Moving Forward in a Post-COVID World
The COVID-19 pandemic has taken countless lives, crippled our economy, our health systems and revealed the ugly truth of inequity in healthcare. At the beginning of 2020, none of us could have imagined that we would be in the grips of a global pandemic. However, nurses, doctors and other healthcare professionals and all other essential workers have responded fearlessly to meet this pandemic head-on. As we prepare for a new administration and legislative sessions, now is the time to learn from the lessons of this pandemic. It is imperative that we begin to address a system that has failed the American people through the loss of jobs, health, and life. I would like to raise some points that I think need to be addressed by the new administration and Congress as it pertains to immediately tackling the Covid-19 vaccine problem.
Tackling the COVID-19 VACCINE PROBLEM
When President-elect Biden is sworn in on January 20th, the pandemic and all its impact will still be prevalent. Both federal and state agencies have coordinated plans to begin a massive vaccination program to bring this crisis under control once vaccine approval has been received. Even the best made plans may fail if the public does not have the trust and confidence in the federal and state government. There are three things that I think are imperative to have tackle the COVID-19 vaccine problem.
First, it is imperative that there is a steady flow of accurate information and education that is from trusted sources. Nurses and other healthcare professionals must be educated regarding all aspects of the M-RNA vaccine and how they work. Why? When nurses are informed, they can help share reliable information with their patients, dispute widespread misinformation, and influence opinions about COVID-19 vaccines amongst the public and increase the likelihood of public acceptance and vaccination. I am already hearing rumors that the vaccine contains a chip which will allow the federal government to monitor the movement of citizens. Another rumor that is likely to go viral is that the new vaccines will alter your DNA. Nothing could be further from the truth. Additionally, we must make sure that public education is accessible and able to reach everyone, including individuals with English as a foreign language.

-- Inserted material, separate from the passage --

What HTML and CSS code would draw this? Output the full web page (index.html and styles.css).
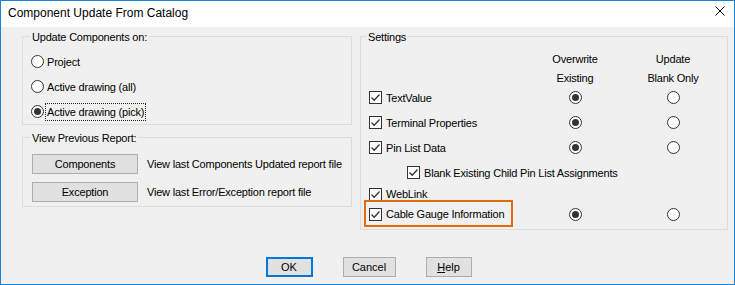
FILE: index.html
```html
<!DOCTYPE html>
<html lang="en">
<head>
  <meta charset="UTF-8">
  <title>Component Update From Catalog</title>
  <link rel="stylesheet" href="styles.css">
</head>
<body>
  <div class="window">
    <div class="titlebar">
      <span class="title">Component Update From Catalog</span>
      <svg class="close" width="10" height="10" viewBox="0 0 10 10">
        <path d="M0.5 0.5 L9.5 9.5 M9.5 0.5 L0.5 9.5" stroke="#000" stroke-width="1" fill="none"/>
      </svg>
    </div>

    <div class="content">
      <div class="left">
        <div class="group update-group">
          <div class="group-title">Update Components on:</div>
          <div class="radio-list">
            <div class="option"><span class="radio"></span><span>Project</span></div>
            <div class="option"><span class="radio"></span><span>Active drawing (all)</span></div>
            <div class="option"><span class="radio on"></span><span class="focus">Active drawing (pick)</span></div>
          </div>
        </div>

        <div class="group report-group">
          <div class="group-title">View Previous Report:</div>
          <div class="report-row">
            <button class="btn report-btn">Components</button>
            <span>View last Components Updated report file</span>
          </div>
          <div class="report-row">
            <button class="btn report-btn">Exception</button>
            <span>View last Error/Exception report file</span>
          </div>
        </div>
      </div>

      <div class="group settings">
        <div class="group-title">Settings</div>
        <div class="settings-grid">
          <div></div>
          <div class="col-head">Overwrite<br>Existing</div>
          <div class="col-head">Update<br>Blank Only</div>

          <div class="item"><span class="check"><svg width="11" height="11" viewBox="0 0 11 11"><path d="M1.5 5.5 L4.2 8.2 L9.5 2.5" stroke="#333" stroke-width="1.3" fill="none"/></svg></span><span>TextValue</span></div>
          <div class="cell"><span class="radio on"></span></div>
          <div class="cell"><span class="radio"></span></div>

          <div class="item"><span class="check"><svg width="11" height="11" viewBox="0 0 11 11"><path d="M1.5 5.5 L4.2 8.2 L9.5 2.5" stroke="#333" stroke-width="1.3" fill="none"/></svg></span><span>Terminal Properties</span></div>
          <div class="cell"><span class="radio on"></span></div>
          <div class="cell"><span class="radio"></span></div>

          <div class="item"><span class="check"><svg width="11" height="11" viewBox="0 0 11 11"><path d="M1.5 5.5 L4.2 8.2 L9.5 2.5" stroke="#333" stroke-width="1.3" fill="none"/></svg></span><span>Pin List Data</span></div>
          <div class="cell"><span class="radio on"></span></div>
          <div class="cell"><span class="radio"></span></div>

          <div class="item wide"><span class="check"><svg width="11" height="11" viewBox="0 0 11 11"><path d="M1.5 5.5 L4.2 8.2 L9.5 2.5" stroke="#333" stroke-width="1.3" fill="none"/></svg></span><span>Blank Existing Child Pin List Assignments</span></div>

          <div class="item wide-row"><span class="check"><svg width="11" height="11" viewBox="0 0 11 11"><path d="M1.5 5.5 L4.2 8.2 L9.5 2.5" stroke="#333" stroke-width="1.3" fill="none"/></svg></span><span>WebLink</span></div>

          <div class="item">
            <span class="highlight"><span class="check"><svg width="11" height="11" viewBox="0 0 11 11"><path d="M1.5 5.5 L4.2 8.2 L9.5 2.5" stroke="#333" stroke-width="1.3" fill="none"/></svg></span><span>Cable Gauge Information</span></span>
          </div>
          <div class="cell"><span class="radio on"></span></div>
          <div class="cell"><span class="radio"></span></div>
        </div>
      </div>
    </div>

    <div class="footer">
      <button class="btn ok">OK</button>
      <button class="btn cancel">Cancel</button>
      <button class="btn help"><u>H</u>elp</button>
    </div>
  </div>
</body>
</html>
```

FILE: styles.css
```css
* {
  box-sizing: border-box;
}
body {
  margin: 0;
  font-family: "Liberation Sans", Arial, sans-serif;
  font-size: 11px;
  color: #000;
  background: #fff;
}
.window {
  width: 735px;
  height: 285px;
  border: 1px solid #1883d7;
  background: #f0f0f0;
  display: flex;
  flex-direction: column;
}
.titlebar {
  height: 26px;
  flex-shrink: 0;
  background: #fff;
  display: flex;
  justify-content: space-between;
  align-items: flex-start;
  padding: 0 9px 0 7px;
}
.title {
  font-size: 12px;
  line-height: 14px;
  margin-top: 5px;
}
.close {
  margin-top: 5px;
}
.content {
  display: flex;
  gap: 8px;
  padding: 9px 0 0 21px;
}
.left {
  width: 330px;
}
.group {
  border: 1px solid #dcdcdc;
}
.group-title {
  width: fit-content;
  line-height: 14px;
  margin-top: -7px;
  padding: 0 2px;
  background: #f0f0f0;
  letter-spacing: -0.2px;
}
.update-group {
  height: 89px;
}
.update-group .group-title,
.report-group .group-title {
  margin-left: 7px;
}
.radio-list {
  margin-top: 5px;
  padding-left: 8px;
}
.option {
  height: 25px;
  display: flex;
  align-items: center;
  gap: 3px;
  letter-spacing: -0.2px;
}
.focus {
  outline: 1px dotted #222;
  outline-offset: 1px;
  line-height: 14px;
}
.radio {
  width: 13px;
  height: 13px;
  flex-shrink: 0;
  border: 1px solid #333;
  border-radius: 50%;
  background: #fff;
  display: flex;
  align-items: center;
  justify-content: center;
}
.radio.on::after {
  content: "";
  width: 7px;
  height: 7px;
  border-radius: 50%;
  background: #333;
}
.check {
  width: 13px;
  height: 13px;
  flex-shrink: 0;
  border: 1px solid #333;
  background: #fff;
  display: flex;
}
.report-group {
  height: 70px;
  margin-top: 12px;
  padding-left: 9px;
}
.report-group .group-title {
  margin-left: -2px;
}
.report-row {
  display: flex;
  align-items: center;
  gap: 9px;
  margin-top: 9px;
  letter-spacing: -0.2px;
}
.report-row + .report-row {
  margin-top: 8px;
}
.btn {
  height: 20px;
  padding: 0;
  border: 1px solid #adadad;
  background: #e1e1e1;
  font-family: inherit;
  font-size: 11px;
  color: #000;
}
.report-btn {
  width: 106px;
  letter-spacing: -0.2px;
}
.settings {
  width: 368px;
  height: 194px;
}
.settings .group-title {
  margin-left: 5px;
}
.settings-grid {
  display: grid;
  grid-template-columns: 157px 98px 98px;
  grid-template-rows: 35px 25px 25px 25px 25px 18px 22px;
  margin-top: 6px;
  padding-left: 8px;
  letter-spacing: -0.2px;
}
.col-head {
  text-align: center;
  line-height: 19px;
  align-self: start;
}
.cell {
  display: flex;
  align-items: center;
  justify-content: center;
}
.item {
  display: flex;
  align-items: center;
  gap: 4px;
  white-space: nowrap;
}
.wide,
.wide-row {
  grid-column: 1 / -1;
}
.wide {
  padding-left: 38px;
}
.highlight {
  display: inline-flex;
  align-items: center;
  gap: 4px;
  padding: 6px 7px 4px 3px;
  margin: -6px -7px -4px -3px;
  outline: 2px solid #e36c0a;
}
.footer {
  display: flex;
  justify-content: center;
  gap: 30px;
  margin-top: 27px;
  padding-left: 2px;
}
.ok {
  width: 47px;
  border: 2px solid #0078d7;
}
.cancel {
  width: 53px;
}
.help {
  width: 46px;
}
```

Second, equitable distribution of the vaccines is key to stemming the spread of the COVID-19. Given the mistrust of the government and the vaccines in communities of color, I strongly urge that leaders in these communities assist with the distribution and vaccination by their willingness to be publicly vaccinated to ease public apprehension. It is essential that all barriers and roadblocks be identified and eradicated now, so that the public has timely access to vaccines and lifesaving treatments. One of the major roadblocks to overcome is to pay homage to and admit that unauthorized experiments were conducted on members of the Black and brown community in many forms. Today, we can point to a system of checks and balances that came about because of those unauthorized experiments (IRBs, Informed Consent, FDA approval, etc.) that has been put in place to ensure that such experiments never happen again. Additionally, the Biden administration must also be prepared for unintentional consequences such as weather and power delays that may create logistical hurdles in safe storage and supply chain distribution. It is also imperative that the public understand the need for the second injection of the vaccine for the campaign to be successful. There must be accurate record keeping and an identified process for follow-up of individuals who may not return for the second injection.
Third, there is an urgent need to increase diversity in the on-going clinical trials. Every effort must be made to recruit and maintain clinical trial participants that are reflective of society. Even though we have approval of two vaccines, others will be needed to help meet the demand of a global vaccination campaign. There are three phase three clinical trials that are in dire need of volunteers from diverse populations. Now is the time for health care professional to demonstrate trust in the development of vaccines and role model preventative behaviors to stem the spread of COVID 19 by volunteering to participate in these trials. They can also actively recruit clinical trial participants from diverse population by having one-on-one discussions with them to help alleviate concerns, suspicions, and reservations they may have about participating.
Combating the challenge of Covid-19 will require all of us to work together. Even though we have two vaccines approved to help in this fight, we still must remember to protect our fellow citizens by wearing a mask, waiting at least six feet apart and washing our hands. Working together as one, we will overcome this crisis.